Wherever a line holds the string "this", copy that line.
──────────
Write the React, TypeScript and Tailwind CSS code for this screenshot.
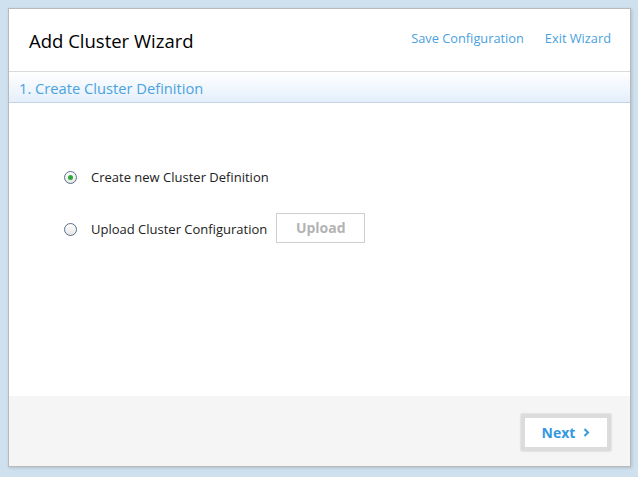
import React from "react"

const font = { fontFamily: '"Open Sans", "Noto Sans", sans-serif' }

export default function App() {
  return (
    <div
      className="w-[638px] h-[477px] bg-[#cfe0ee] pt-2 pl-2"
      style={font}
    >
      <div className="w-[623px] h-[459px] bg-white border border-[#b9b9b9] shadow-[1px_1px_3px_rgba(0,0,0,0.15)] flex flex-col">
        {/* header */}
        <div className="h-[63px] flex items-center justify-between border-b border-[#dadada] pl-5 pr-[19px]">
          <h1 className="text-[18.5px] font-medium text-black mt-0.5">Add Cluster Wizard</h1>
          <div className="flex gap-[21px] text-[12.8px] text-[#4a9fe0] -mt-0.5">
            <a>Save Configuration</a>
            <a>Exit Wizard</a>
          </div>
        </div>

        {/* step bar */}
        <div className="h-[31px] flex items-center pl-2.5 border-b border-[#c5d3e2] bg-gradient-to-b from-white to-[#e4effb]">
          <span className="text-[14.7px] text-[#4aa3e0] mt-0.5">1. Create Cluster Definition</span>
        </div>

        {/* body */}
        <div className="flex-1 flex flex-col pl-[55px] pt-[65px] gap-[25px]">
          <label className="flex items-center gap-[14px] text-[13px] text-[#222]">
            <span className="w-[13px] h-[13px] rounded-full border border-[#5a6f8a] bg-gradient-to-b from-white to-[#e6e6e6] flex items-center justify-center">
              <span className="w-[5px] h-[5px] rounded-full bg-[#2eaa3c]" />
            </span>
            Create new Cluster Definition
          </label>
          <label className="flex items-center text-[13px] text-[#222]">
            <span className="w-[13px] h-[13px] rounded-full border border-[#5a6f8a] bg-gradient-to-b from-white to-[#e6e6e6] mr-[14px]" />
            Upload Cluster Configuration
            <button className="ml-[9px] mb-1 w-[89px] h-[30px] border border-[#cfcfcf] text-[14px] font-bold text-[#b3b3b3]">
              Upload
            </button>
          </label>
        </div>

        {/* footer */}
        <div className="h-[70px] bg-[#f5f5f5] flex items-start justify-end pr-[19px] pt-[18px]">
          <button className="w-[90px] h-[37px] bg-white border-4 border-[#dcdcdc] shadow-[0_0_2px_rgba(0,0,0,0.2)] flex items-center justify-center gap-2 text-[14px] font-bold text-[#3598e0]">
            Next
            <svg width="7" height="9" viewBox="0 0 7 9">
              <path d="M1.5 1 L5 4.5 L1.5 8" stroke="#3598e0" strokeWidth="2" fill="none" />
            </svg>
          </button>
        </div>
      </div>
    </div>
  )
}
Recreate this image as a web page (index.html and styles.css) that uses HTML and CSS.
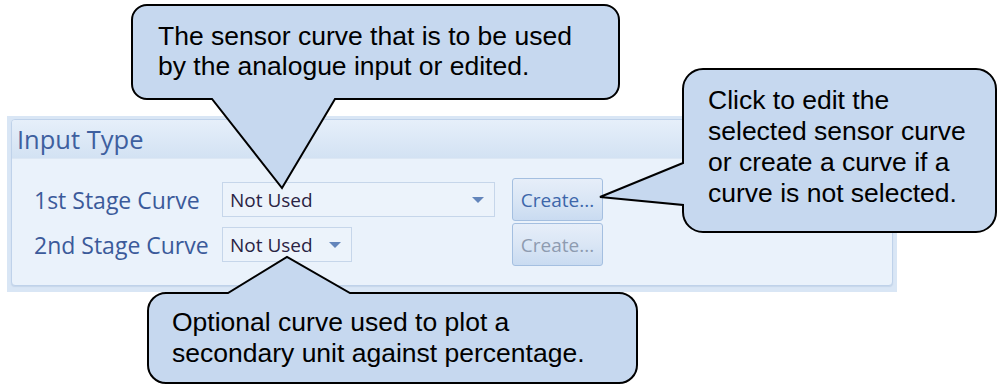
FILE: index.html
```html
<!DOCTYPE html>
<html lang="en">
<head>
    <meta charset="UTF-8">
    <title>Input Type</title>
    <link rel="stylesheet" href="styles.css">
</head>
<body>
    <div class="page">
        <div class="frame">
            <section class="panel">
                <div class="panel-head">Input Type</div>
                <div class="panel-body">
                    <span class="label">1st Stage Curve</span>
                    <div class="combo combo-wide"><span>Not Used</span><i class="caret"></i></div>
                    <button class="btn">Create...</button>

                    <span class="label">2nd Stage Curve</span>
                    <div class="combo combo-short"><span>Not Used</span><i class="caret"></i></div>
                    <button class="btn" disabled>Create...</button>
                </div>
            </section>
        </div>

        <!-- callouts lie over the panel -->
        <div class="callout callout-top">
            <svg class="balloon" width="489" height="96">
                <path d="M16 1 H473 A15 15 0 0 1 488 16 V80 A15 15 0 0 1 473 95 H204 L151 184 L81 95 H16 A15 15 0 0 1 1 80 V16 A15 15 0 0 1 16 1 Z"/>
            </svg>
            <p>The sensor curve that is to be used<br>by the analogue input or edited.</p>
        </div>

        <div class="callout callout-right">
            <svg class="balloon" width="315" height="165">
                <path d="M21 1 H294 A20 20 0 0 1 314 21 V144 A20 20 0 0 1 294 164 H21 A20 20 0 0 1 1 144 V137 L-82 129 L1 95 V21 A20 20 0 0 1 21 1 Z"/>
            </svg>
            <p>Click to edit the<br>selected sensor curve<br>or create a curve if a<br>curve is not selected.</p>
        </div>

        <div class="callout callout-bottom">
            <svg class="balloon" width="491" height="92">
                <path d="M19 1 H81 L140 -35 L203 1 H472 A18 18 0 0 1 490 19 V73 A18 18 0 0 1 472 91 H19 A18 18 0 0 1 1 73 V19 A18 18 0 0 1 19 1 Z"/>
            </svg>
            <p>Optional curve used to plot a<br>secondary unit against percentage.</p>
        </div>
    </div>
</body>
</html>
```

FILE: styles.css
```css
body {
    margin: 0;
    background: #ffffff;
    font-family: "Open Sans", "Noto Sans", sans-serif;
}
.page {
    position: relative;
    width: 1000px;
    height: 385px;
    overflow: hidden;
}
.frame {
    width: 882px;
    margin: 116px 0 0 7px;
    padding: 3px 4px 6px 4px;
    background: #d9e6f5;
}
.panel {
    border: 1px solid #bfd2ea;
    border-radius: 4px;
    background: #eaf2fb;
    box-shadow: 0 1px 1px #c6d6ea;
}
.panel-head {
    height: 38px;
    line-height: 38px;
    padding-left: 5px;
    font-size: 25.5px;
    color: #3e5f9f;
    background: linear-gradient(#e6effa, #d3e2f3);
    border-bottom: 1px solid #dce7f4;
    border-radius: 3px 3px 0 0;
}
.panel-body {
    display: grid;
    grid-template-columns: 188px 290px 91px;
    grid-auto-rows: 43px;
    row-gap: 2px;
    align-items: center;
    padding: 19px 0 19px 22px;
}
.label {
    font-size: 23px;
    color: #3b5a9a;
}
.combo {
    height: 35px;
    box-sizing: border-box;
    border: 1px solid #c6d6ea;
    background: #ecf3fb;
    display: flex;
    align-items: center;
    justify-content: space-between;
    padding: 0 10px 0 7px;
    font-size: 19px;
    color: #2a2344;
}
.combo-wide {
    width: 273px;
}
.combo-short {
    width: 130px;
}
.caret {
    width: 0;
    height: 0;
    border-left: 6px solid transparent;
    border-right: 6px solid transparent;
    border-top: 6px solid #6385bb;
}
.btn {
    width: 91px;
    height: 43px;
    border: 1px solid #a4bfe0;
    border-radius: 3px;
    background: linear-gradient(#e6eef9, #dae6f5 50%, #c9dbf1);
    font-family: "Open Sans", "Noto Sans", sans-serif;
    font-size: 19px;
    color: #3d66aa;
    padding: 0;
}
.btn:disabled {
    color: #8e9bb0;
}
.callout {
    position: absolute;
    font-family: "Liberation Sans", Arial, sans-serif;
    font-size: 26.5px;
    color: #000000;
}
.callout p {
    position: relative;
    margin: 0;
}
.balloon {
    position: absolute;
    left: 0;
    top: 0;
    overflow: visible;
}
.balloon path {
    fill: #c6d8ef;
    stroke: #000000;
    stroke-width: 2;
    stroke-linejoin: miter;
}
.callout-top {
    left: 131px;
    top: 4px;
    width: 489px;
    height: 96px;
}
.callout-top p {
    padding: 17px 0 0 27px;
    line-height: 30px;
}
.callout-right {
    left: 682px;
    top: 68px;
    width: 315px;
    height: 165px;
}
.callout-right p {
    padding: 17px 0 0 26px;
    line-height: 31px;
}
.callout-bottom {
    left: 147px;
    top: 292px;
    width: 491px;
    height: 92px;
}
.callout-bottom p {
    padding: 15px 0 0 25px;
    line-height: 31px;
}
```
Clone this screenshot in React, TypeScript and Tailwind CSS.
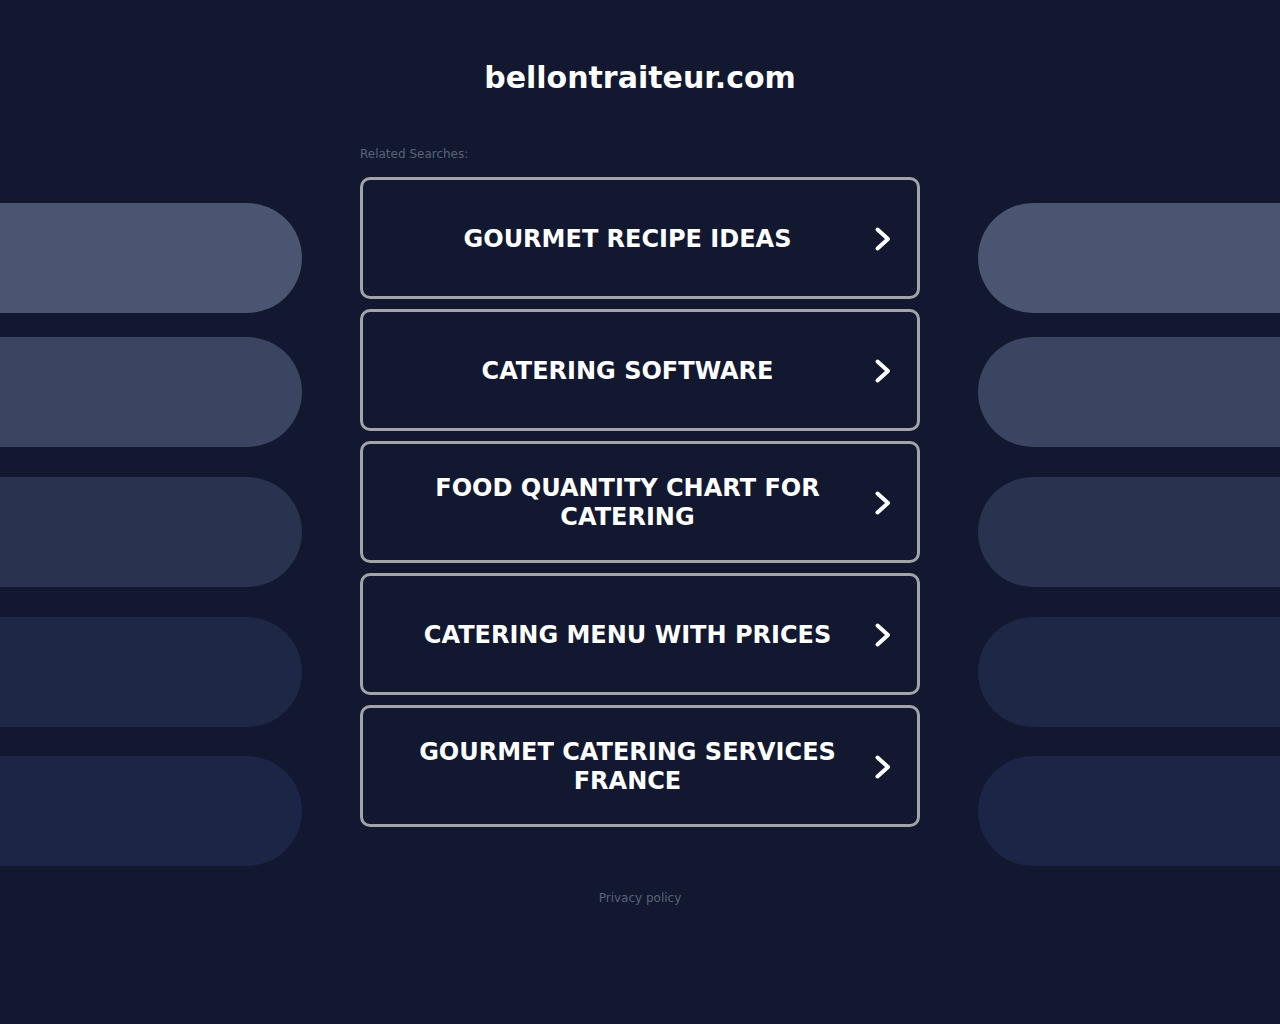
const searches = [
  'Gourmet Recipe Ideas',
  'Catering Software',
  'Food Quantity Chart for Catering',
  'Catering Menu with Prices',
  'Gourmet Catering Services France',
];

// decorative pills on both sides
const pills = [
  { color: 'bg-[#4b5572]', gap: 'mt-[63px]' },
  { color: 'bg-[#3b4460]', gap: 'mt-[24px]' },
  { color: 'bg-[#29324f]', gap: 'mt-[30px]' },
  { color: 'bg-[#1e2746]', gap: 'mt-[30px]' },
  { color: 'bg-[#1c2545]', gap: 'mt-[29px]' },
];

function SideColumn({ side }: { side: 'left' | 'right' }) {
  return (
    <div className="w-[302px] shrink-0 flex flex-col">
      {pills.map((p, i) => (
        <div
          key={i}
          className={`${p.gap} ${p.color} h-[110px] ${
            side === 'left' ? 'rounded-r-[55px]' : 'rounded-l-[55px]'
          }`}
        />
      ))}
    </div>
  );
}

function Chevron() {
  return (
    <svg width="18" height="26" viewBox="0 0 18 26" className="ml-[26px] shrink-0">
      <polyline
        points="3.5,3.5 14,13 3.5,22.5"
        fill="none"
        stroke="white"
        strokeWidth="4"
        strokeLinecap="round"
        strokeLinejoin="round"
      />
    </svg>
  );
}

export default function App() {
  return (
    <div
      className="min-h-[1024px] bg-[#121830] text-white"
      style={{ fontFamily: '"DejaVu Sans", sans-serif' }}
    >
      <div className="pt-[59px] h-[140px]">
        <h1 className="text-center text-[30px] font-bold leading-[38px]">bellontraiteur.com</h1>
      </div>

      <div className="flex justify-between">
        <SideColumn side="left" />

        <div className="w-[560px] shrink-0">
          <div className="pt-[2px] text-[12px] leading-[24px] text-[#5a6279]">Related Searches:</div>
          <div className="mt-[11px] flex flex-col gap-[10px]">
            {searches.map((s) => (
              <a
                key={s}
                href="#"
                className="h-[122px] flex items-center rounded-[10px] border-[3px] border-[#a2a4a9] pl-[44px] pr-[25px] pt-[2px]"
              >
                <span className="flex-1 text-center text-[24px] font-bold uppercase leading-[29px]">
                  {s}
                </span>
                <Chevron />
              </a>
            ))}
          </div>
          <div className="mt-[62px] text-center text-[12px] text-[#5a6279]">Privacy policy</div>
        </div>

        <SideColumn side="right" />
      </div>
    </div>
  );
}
──────────
**Solution to the problem**:
Write the React, TypeScript and Tailwind CSS code for this screenshot.
Recreate this image as a web page (index.html and styles.css) that uses HTML and CSS.
Clone this screenshot in React, TypeScript and Tailwind CSS.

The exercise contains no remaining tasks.